Because of the war waged by Russia, many universities are conducting their courses entirely online. This situation results in a form of alienation for some students from the university community. As a student union, Priama Diia is attempting to create alternative spaces for socialization, exchange, and political engagement. These film clubs and reading groups are all ways to create such spaces.
Priama Diia regularly organizes demonstrations, and provides legal support to students at universities where the union is active. Students have also set up Free Markets—spaces for freely exchanging clothes, books, hygiene products... These are also spaces to foster community and energize the union’s actions and struggles. Priama Diia is also engaged internationally, particularly through the International Labour Network of Solidarity and Struggle and the "Universities at War" network.
Inicjatywa Pracownicza (IP, Student Branch) :
The student branch of IP, a cross-sector Polish trade union, has been active since 2020 and operates in eight Polish cities. Each local branch functions autonomously while coordinating certain actions at the national level. IP’s student comrades reported focusing on three urgent issues : elitism and access to university, precarious student employment, and the housing crisis.
Students and university workers in Poland face massive privatization of infrastructure (canteens, dormitories, etc.).
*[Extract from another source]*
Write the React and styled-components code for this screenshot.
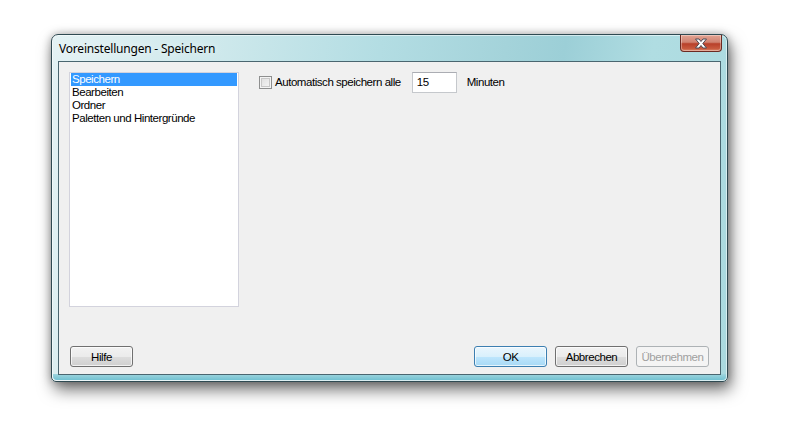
import React from 'react'
import styled, { createGlobalStyle } from 'styled-components'

const GlobalStyle = createGlobalStyle`
  html, body {
    margin: 0;
    padding: 0;
    background: #ffffff;
  }
  body {
    font-family: "Liberation Sans", Arial, sans-serif;
  }
`;

const Page = styled.div`
  width: 810px;
  height: 446px;
  padding: 34px 0 0 51px;
  box-sizing: border-box;
  background: #ffffff;
`;

const Window = styled.div`
  width: 677px;
  height: 348px;
  box-sizing: border-box;
  border: 1px solid #2f4a52;
  border-radius: 7px 7px 5px 5px;
  background: linear-gradient(100deg, #e4f2f4 0%, #cfe9ec 22%, #b3dde3 45%, #a4d3da 62%, #9ccfd7 70%, #b0dde2 82%, #aad9df 100%);
  box-shadow: 3px 8px 16px rgba(0, 0, 0, 0.55), 0 0 9px rgba(0, 0, 0, 0.28), inset 0 0 0 1px rgba(255, 255, 255, 0.55);
  display: flex;
  flex-direction: column;
  padding: 0 6px 6px 6px;
  position: relative;
  &::after {
    content: '';
    position: absolute;
    left: 1px;
    right: 1px;
    bottom: 1px;
    height: 6px;
    border-radius: 0 0 4px 4px;
    background: linear-gradient(#9fd5de, #72c2d2);
    pointer-events: none;
  }
`;

const TitleBar = styled.div`
  height: 26px;
  display: flex;
  align-items: flex-start;
  justify-content: space-between;
`;

const Title = styled.div`
  font-family: "Noto Sans", "Open Sans", sans-serif;
  font-size: 12px;
  letter-spacing: -0.2px;
  color: #000;
  padding: 5px 0 0 1px;
  text-shadow: 0 0 8px rgba(255, 255, 255, 0.9);
`;

const CloseButton = styled.div`
  width: 42px;
  height: 17px;
  box-sizing: border-box;
  margin-right: -1px;
  border: 1px solid #6b2a22;
  border-top: none;
  border-radius: 0 0 4px 4px;
  background: linear-gradient(#e3a393 0%, #d08371 45%, #b8402a 55%, #c85a3e 85%, #dc8a6e 100%);
  box-shadow: inset 0 0 0 1px rgba(255, 255, 255, 0.35);
  display: flex;
  align-items: center;
  justify-content: center;
`;

const Client = styled.div`
  flex: 1;
  position: relative;
  z-index: 1;
  border: 1px solid #4a6670;
  background: #f0f0f0;
  display: flex;
  flex-direction: column;
  padding: 10px 11px 7px 10px;
  font-size: 11.5px;
  letter-spacing: -0.45px;
`;

const Body = styled.div`
  display: flex;
  flex: 1;
  gap: 20px;
`;

const ListBox = styled.div`
  width: 170px;
  height: 235px;
  box-sizing: border-box;
  border: 1px solid #d3d3dd;
  background: #ffffff;
  padding: 0 1px;
`;

const ListItem = styled.div`
  height: 13px;
  line-height: 13px;
  padding-left: 1px;
  color: ${props => props.selected ? '#ffffff' : '#000000'};
  background: ${props => props.selected ? '#3399ff' : 'transparent'};
`;

const Options = styled.div`
  display: flex;
  align-items: center;
  height: 22px;
  margin-top: -1px;
  color: #000;
`;

const Check = styled.span`
  width: 13px;
  height: 13px;
  box-sizing: border-box;
  border: 1px solid #8e8f8f;
  background: linear-gradient(135deg, #dcdcdc, #f8f8f8);
  box-shadow: inset 0 0 0 1px #f4f4f4, inset 0 0 0 2px #c8c8c8;
  margin-right: 3px;
`;

const NumberField = styled.div`
  width: 45px;
  height: 21px;
  box-sizing: border-box;
  margin: 0 10px 0 11px;
  border: 1px solid #c5c8cc;
  border-top-color: #abadb3;
  background: #ffffff;
  padding: 3px 0 0 4px;
`;

const ButtonRow = styled.div`
  display: flex;
  align-items: center;
  gap: 8px;
  padding-left: 1px;
`;

const Spacer = styled.div`
  flex: 1;
`;

const Button = styled.div`
  width: ${props => props.w || 73}px;
  height: 21px;
  box-sizing: border-box;
  border: 1px solid ${props => props.primary ? '#3c7fb1' : props.disabled ? '#adb2b5' : '#707070'};
  border-radius: 3px;
  background: ${props => props.disabled
    ? '#f4f4f4'
    : props.primary
      ? 'linear-gradient(#eaf6fd 0%, #d9f0fc 50%, #bee6fd 51%, #a7d9f5 100%)'
      : 'linear-gradient(#f2f2f2 0%, #ebebeb 50%, #dddddd 51%, #cfcfcf 100%)'};
  box-shadow: inset 0 0 0 1px ${props => props.disabled ? '#f4f4f4' : 'rgba(255,255,255,0.7)'};
  display: flex;
  align-items: center;
  justify-content: center;
  color: ${props => props.disabled ? '#a0a0a0' : '#000000'};
`;

const items = ['Speichern', 'Bearbeiten', 'Ordner', 'Paletten und Hintergründe'];

export default function App() {
  return (
    <Page>
      <GlobalStyle />
      <Window>
        <TitleBar>
          <Title>Voreinstellungen - Speichern</Title>
          <CloseButton>
            <svg width="14" height="11" viewBox="0 0 14 11">
              <path
                d="M1.5 1 H5 L7 3.5 L9 1 H12.5 L8.8 5.5 L12.5 10 H9 L7 7.5 L5 10 H1.5 L5.2 5.5 Z"
                fill="#ffffff"
                stroke="#4a4a55"
                strokeWidth="1"
                strokeLinejoin="round"
              />
            </svg>
          </CloseButton>
        </TitleBar>
        <Client>
          <Body>
            <ListBox>
              {items.map((item, i) => (
                <ListItem key={item} selected={i === 0}>{item}</ListItem>
              ))}
            </ListBox>
            <div>
              <Options>
                <Check />
                <span>Automatisch speichern alle</span>
                <NumberField>15</NumberField>
                <span>Minuten</span>
              </Options>
            </div>
          </Body>
          <ButtonRow>
            <Button w={63}>Hilfe</Button>
            <Spacer />
            <Button primary>OK</Button>
            <Button>Abbrechen</Button>
            <Button disabled>Übernehmen</Button>
          </ButtonRow>
        </Client>
      </Window>
    </Page>
  );
}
Management of the few newly built facilities is often outsourced to private actors. Only 9% of students have access to student housing, even though rents in major Polish cities have increased by an average of 30 to 50% over the past five years. As a result, average monthly student expenses (especially for housing and food) have skyrocketed in the past decade. In 2016, this amount was 1,574 zlotys (about €370) ; by 2024, it had reached 3,952 zlotys (about €930), according to the Student Wallet Report.
Consequently, students increasingly work alongside their studies to meet basic needs. In 2025, 83% of students report being employed, 40% of them full-time. These jobs are often physically demanding, poorly paid, and without paid leave or sick days (“junk contracts”).
The student branch of IP sees strikes and occupations as the most effective means of creating a real balance of power between students and public institutions (university leadership and the ministry). Such occupations have taken place in Poznań, Kraków, and Warsaw. Before traveling to Ukraine, the French Solidaires delegation had the opportunity to meet with comrades occupying the University of Warsaw.
This union also conducts various publishing activities (student newspapers, books, and brochures) to promote their struggles among students and the general public. IP’s student branch is also internationally active, maintaining strong ties with Priama Diia and participating in the “Universities at War” network, which it helped found, as well as in the International Labour Network of Solidarity and Struggle.
Conclusions and Perspectives
The roundtables and discussions held during the Kyiv conference led to several conclusions. In Ukraine, Poland, and France alike, students and workers face similar issues. The liberalization of universities—with increasing involvement of private actors in infrastructure and academic programs—inevitably leads to deteriorating study and working conditions. Clearly, the imperialist war waged by Russia in Ukraine further exacerbates these dynamics. On one hand, the Russian army bombards the Ukrainian population indiscriminately on a daily basis ; on the other hand, the Ukrainian government is pursuing a policy of social dismantling and attempting to criminalize the trade union activities of our comrades.
It is essential to continue strengthening ties with these trade union organizations. To that end, cross-sector exchanges must be prioritized. SUD Éducation will be represented from July 4 to 6, 2025, in Bologna, at the 3rd Congress of the “Universities at War” network.
Now more than ever : international trade union solidarity!